## Recorded data

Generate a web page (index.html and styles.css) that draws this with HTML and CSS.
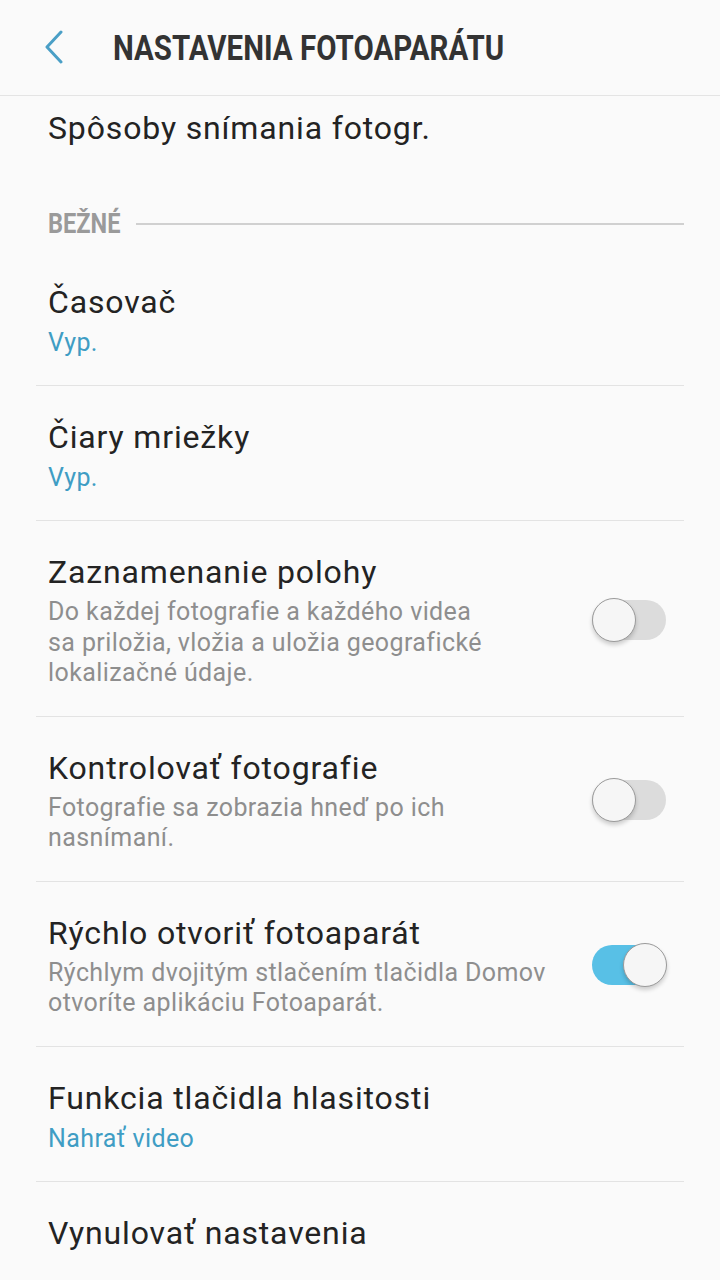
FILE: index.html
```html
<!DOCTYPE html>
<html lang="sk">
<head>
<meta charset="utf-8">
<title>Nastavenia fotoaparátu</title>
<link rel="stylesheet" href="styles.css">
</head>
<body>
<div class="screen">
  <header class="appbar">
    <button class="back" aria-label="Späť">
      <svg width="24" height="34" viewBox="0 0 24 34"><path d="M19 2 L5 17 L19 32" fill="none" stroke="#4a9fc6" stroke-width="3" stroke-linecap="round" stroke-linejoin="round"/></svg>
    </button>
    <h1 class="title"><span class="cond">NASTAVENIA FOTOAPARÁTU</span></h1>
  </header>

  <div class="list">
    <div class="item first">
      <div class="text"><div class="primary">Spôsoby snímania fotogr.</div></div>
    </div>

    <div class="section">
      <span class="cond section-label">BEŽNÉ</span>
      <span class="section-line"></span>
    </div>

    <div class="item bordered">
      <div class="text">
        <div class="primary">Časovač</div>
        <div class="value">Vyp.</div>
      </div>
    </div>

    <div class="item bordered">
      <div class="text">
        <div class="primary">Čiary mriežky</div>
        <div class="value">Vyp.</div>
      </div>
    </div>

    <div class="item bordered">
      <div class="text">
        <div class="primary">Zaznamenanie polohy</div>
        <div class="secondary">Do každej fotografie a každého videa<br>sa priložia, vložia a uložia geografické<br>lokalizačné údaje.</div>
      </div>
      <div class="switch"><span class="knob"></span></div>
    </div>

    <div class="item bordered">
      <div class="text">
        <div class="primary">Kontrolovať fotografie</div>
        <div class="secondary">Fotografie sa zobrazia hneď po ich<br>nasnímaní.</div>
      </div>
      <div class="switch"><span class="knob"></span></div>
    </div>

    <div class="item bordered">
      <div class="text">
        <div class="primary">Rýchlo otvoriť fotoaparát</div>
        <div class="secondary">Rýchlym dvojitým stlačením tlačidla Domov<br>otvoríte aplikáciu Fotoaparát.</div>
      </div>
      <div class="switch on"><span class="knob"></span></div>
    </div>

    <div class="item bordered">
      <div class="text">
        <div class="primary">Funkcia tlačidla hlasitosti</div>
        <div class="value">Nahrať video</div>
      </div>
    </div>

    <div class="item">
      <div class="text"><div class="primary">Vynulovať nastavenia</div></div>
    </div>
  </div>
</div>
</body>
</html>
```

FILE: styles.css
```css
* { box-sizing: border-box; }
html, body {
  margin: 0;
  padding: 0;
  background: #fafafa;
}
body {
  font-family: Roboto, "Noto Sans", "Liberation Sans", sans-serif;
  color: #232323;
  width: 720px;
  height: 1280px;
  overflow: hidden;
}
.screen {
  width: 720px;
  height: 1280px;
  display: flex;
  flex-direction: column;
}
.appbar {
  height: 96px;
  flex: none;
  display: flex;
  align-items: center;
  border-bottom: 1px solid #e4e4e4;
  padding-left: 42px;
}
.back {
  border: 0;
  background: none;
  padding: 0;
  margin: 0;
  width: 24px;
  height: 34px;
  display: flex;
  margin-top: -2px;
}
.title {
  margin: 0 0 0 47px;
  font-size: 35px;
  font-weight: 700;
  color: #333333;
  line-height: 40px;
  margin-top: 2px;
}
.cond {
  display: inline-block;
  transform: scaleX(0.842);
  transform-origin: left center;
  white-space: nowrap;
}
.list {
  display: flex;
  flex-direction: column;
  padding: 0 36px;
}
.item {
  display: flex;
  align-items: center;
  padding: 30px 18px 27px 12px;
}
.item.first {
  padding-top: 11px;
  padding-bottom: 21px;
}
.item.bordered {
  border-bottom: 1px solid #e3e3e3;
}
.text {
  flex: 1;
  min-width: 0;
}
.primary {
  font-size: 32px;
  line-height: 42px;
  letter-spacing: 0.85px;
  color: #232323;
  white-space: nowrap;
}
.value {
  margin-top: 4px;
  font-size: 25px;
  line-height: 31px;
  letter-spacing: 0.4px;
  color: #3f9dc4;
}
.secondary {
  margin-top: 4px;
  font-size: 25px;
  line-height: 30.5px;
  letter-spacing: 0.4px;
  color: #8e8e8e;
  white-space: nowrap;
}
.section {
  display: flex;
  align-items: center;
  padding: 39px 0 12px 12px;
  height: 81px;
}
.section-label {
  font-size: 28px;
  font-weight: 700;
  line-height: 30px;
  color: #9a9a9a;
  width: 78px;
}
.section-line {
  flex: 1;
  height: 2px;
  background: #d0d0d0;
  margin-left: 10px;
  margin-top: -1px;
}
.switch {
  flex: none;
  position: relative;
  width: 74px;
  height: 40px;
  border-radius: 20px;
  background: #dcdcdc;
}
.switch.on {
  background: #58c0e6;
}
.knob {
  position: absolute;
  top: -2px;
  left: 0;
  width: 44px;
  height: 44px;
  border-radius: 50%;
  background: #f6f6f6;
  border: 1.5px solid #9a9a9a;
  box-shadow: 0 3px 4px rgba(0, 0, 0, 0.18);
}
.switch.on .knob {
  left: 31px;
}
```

## Goal of the exercise
Please transcribe the material above exactly as written. Leave the pictures out.

## Complete output
Generate a web page (index.html and styles.css) that draws this with HTML and CSS.
FILE: index.html
```html
<!DOCTYPE html>
<html lang="sk">
<head>
<meta charset="utf-8">
<title>Nastavenia fotoaparátu</title>
<link rel="stylesheet" href="styles.css">
</head>
<body>
<div class="screen">
  <header class="appbar">
    <button class="back" aria-label="Späť">
      <svg width="24" height="34" viewBox="0 0 24 34"><path d="M19 2 L5 17 L19 32" fill="none" stroke="#4a9fc6" stroke-width="3" stroke-linecap="round" stroke-linejoin="round"/></svg>
    </button>
    <h1 class="title"><span class="cond">NASTAVENIA FOTOAPARÁTU</span></h1>
  </header>

  <div class="list">
    <div class="item first">
      <div class="text"><div class="primary">Spôsoby snímania fotogr.</div></div>
    </div>

    <div class="section">
      <span class="cond section-label">BEŽNÉ</span>
      <span class="section-line"></span>
    </div>

    <div class="item bordered">
      <div class="text">
        <div class="primary">Časovač</div>
        <div class="value">Vyp.</div>
      </div>
    </div>

    <div class="item bordered">
      <div class="text">
        <div class="primary">Čiary mriežky</div>
        <div class="value">Vyp.</div>
      </div>
    </div>

    <div class="item bordered">
      <div class="text">
        <div class="primary">Zaznamenanie polohy</div>
        <div class="secondary">Do každej fotografie a každého videa<br>sa priložia, vložia a uložia geografické<br>lokalizačné údaje.</div>
      </div>
      <div class="switch"><span class="knob"></span></div>
    </div>

    <div class="item bordered">
      <div class="text">
        <div class="primary">Kontrolovať fotografie</div>
        <div class="secondary">Fotografie sa zobrazia hneď po ich<br>nasnímaní.</div>
      </div>
      <div class="switch"><span class="knob"></span></div>
    </div>

    <div class="item bordered">
      <div class="text">
        <div class="primary">Rýchlo otvoriť fotoaparát</div>
        <div class="secondary">Rýchlym dvojitým stlačením tlačidla Domov<br>otvoríte aplikáciu Fotoaparát.</div>
      </div>
      <div class="switch on"><span class="knob"></span></div>
    </div>

    <div class="item bordered">
      <div class="text">
        <div class="primary">Funkcia tlačidla hlasitosti</div>
        <div class="value">Nahrať video</div>
      </div>
    </div>

    <div class="item">
      <div class="text"><div class="primary">Vynulovať nastavenia</div></div>
    </div>
  </div>
</div>
</body>
</html>
```

FILE: styles.css
```css
* { box-sizing: border-box; }
html, body {
  margin: 0;
  padding: 0;
  background: #fafafa;
}
body {
  font-family: Roboto, "Noto Sans", "Liberation Sans", sans-serif;
  color: #232323;
  width: 720px;
  height: 1280px;
  overflow: hidden;
}
.screen {
  width: 720px;
  height: 1280px;
  display: flex;
  flex-direction: column;
}
.appbar {
  height: 96px;
  flex: none;
  display: flex;
  align-items: center;
  border-bottom: 1px solid #e4e4e4;
  padding-left: 42px;
}
.back {
  border: 0;
  background: none;
  padding: 0;
  margin: 0;
  width: 24px;
  height: 34px;
  display: flex;
  margin-top: -2px;
}
.title {
  margin: 0 0 0 47px;
  font-size: 35px;
  font-weight: 700;
  color: #333333;
  line-height: 40px;
  margin-top: 2px;
}
.cond {
  display: inline-block;
  transform: scaleX(0.842);
  transform-origin: left center;
  white-space: nowrap;
}
.list {
  display: flex;
  flex-direction: column;
  padding: 0 36px;
}
.item {
  display: flex;
  align-items: center;
  padding: 30px 18px 27px 12px;
}
.item.first {
  padding-top: 11px;
  padding-bottom: 21px;
}
.item.bordered {
  border-bottom: 1px solid #e3e3e3;
}
.text {
  flex: 1;
  min-width: 0;
}
.primary {
  font-size: 32px;
  line-height: 42px;
  letter-spacing: 0.85px;
  color: #232323;
  white-space: nowrap;
}
.value {
  margin-top: 4px;
  font-size: 25px;
  line-height: 31px;
  letter-spacing: 0.4px;
  color: #3f9dc4;
}
.secondary {
  margin-top: 4px;
  font-size: 25px;
  line-height: 30.5px;
  letter-spacing: 0.4px;
  color: #8e8e8e;
  white-space: nowrap;
}
.section {
  display: flex;
  align-items: center;
  padding: 39px 0 12px 12px;
  height: 81px;
}
.section-label {
  font-size: 28px;
  font-weight: 700;
  line-height: 30px;
  color: #9a9a9a;
  width: 78px;
}
.section-line {
  flex: 1;
  height: 2px;
  background: #d0d0d0;
  margin-left: 10px;
  margin-top: -1px;
}
.switch {
  flex: none;
  position: relative;
  width: 74px;
  height: 40px;
  border-radius: 20px;
  background: #dcdcdc;
}
.switch.on {
  background: #58c0e6;
}
.knob {
  position: absolute;
  top: -2px;
  left: 0;
  width: 44px;
  height: 44px;
  border-radius: 50%;
  background: #f6f6f6;
  border: 1.5px solid #9a9a9a;
  box-shadow: 0 3px 4px rgba(0, 0, 0, 0.18);
}
.switch.on .knob {
  left: 31px;
}
```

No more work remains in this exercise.